Today, the number of volunteer firefighters is down to half of what it used to be when Lawton joined the department. The chief attributes this to the fact that more residents used to work in town, which made it easier to be available to respond to calls.
“Back then we used to have 40 firefighters, 20 in each station (Williamsburg and Haydenville). Today we have 22 total,” Lawton said. “We have been very lucky, though, because we have picked up some really good young people,” including three who are now going to the Massachusetts Firefighting Academy.
The Williamsburg department is a volunteer on-call department with a part-time fire chief.
“Firefighters get a small stipend every time they are called to a fire,” said Town Clerk Brenda Lessard. The fire department’s annual budget is $72,463, of which $20,525 is salary for the chief.
Dedication to duty
Lawton said he and his fellow firefighters have been lucky to escape many situations without any serious injury over the years.
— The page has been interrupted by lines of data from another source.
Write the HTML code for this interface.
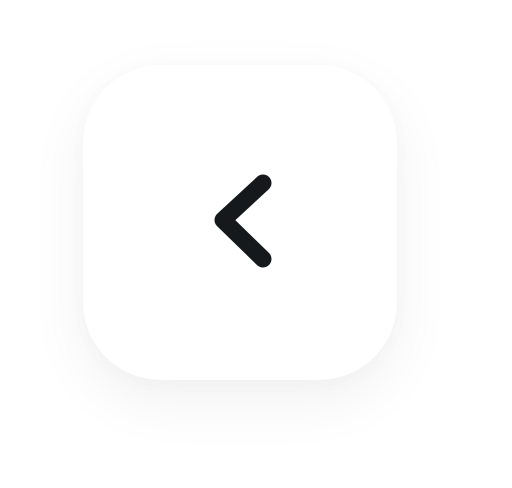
<!DOCTYPE html>
<html><head><style>
html,body{margin:0;padding:0;background:#fff;width:512px;height:488px;overflow:hidden}
.b{position:absolute;left:83px;top:65px;width:314px;height:315px;border-radius:78px;background:#fff;box-shadow:0 20px 60px rgba(0,0,0,0.06),0 4px 20px rgba(0,0,0,0.02)}
svg{position:absolute;left:0;top:0}
</style></head><body>
<div class="b"></div>
<svg width="512" height="488"><path d="M263 183 L223 220 L263 259" fill="none" stroke="#15191c" stroke-width="17" stroke-linecap="round" stroke-linejoin="round"/></svg>
</body></html>
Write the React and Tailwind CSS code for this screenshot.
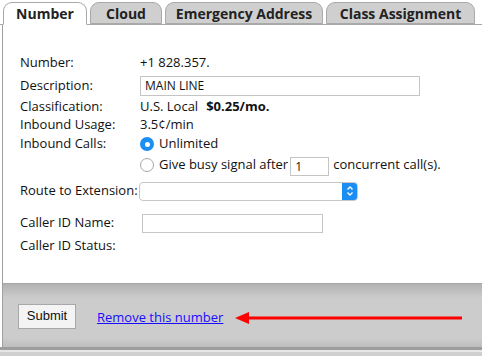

The chief did recall one injury he received when he was accidently hit in the face with an oxygen bottle worn by a firefighter as they were battling a blaze in Westhampton.
“They wanted the ambulance to take me to the hospital, but I didn’t think it was that bad. So, I drove myself to the hospital, got nine stitches under my eye, and went back to the fire,” he said.
It is that sort of dedication to duty that Lawton has become known for.
“Whenever you need something done, you can always count on Don to be there,” Banister said.
Banister, who is also the town’s emergency management director, said Lawton has served Williamsburg in several capacities.
“He has been a field driver and animal inspector, he has been on the Board of Health, and will continue to be our plumbing and gas inspector,” Banister said. “He was also a mentor to me when I became the emergency management director for the town,” she said.
Lawton said that while he will miss the job, he is thrilled about having more time to spend with his wife, Jackie, his three daughters, Kathy, Jessie and Pam (both Jessie and Pam served on the fire department in the past) and his four grandchildren.
“I am really looking forward to being in the pool with my grandkids,” he said. “I have been married for 44 years, but this June was the first time we have really been able to get away and it was very nice.”
An avid outdoorsman, Lawton is also excited to have more time to spend outside.
“I like to hunt, fish and shoot, ride my RTV (rough terrain vehicle), take my boat out with the family and just enjoy country things,” he said.
Still, while he will have more free time, he doesn’t plan to fill it all with relaxation.
“I like to work. The harder the work, the better,” Lawton said. “I have a little mini-excavator so I am looking forward to doing some work with that. We are also still doing renovations on the house,” he said.
Lawton’s family roots in Williamsburg go back to the early 1800s, before which his family lived in Chesterfield. His boyhood home on Route 9 in Williamsburg, where he now lives, was built in 1831.
Lessard said the eight-member search committee for a new fire chief will make its final recommendations to the Select Board in mid-April. It is hoped that the position will be filled by the end of May.
Until a new chief is in place, Deputy Chief Donald Turner will respond to fire calls and Lawton will take care of administrative duties.
Lawton became fire chief in 1999 when Williamsburg’s former chief, Roger Bisbee, retired. Bisbee is also on the search committee for the new chief.
“Don was a good deputy fire chief who had a lot of abilities,” Bisbee said. “He always had this way of immediately recognizing what needed to be done at the scene of a fire. That was an excellent quality, and he was always able to get things done.”
Lawton said that he didn’t want to make any drastic changes before leaving the department, in the hopes that the new chief will make his or her own mark on the job while taking the department forward.
“I have no special advice for the new chief. I will be around to help or talk with whoever takes over and they can always ask me questions,” Lawton said.
“The only thing that I will say is, learn how to handle the budget and keep it solvent because you never know when something is going to happen.”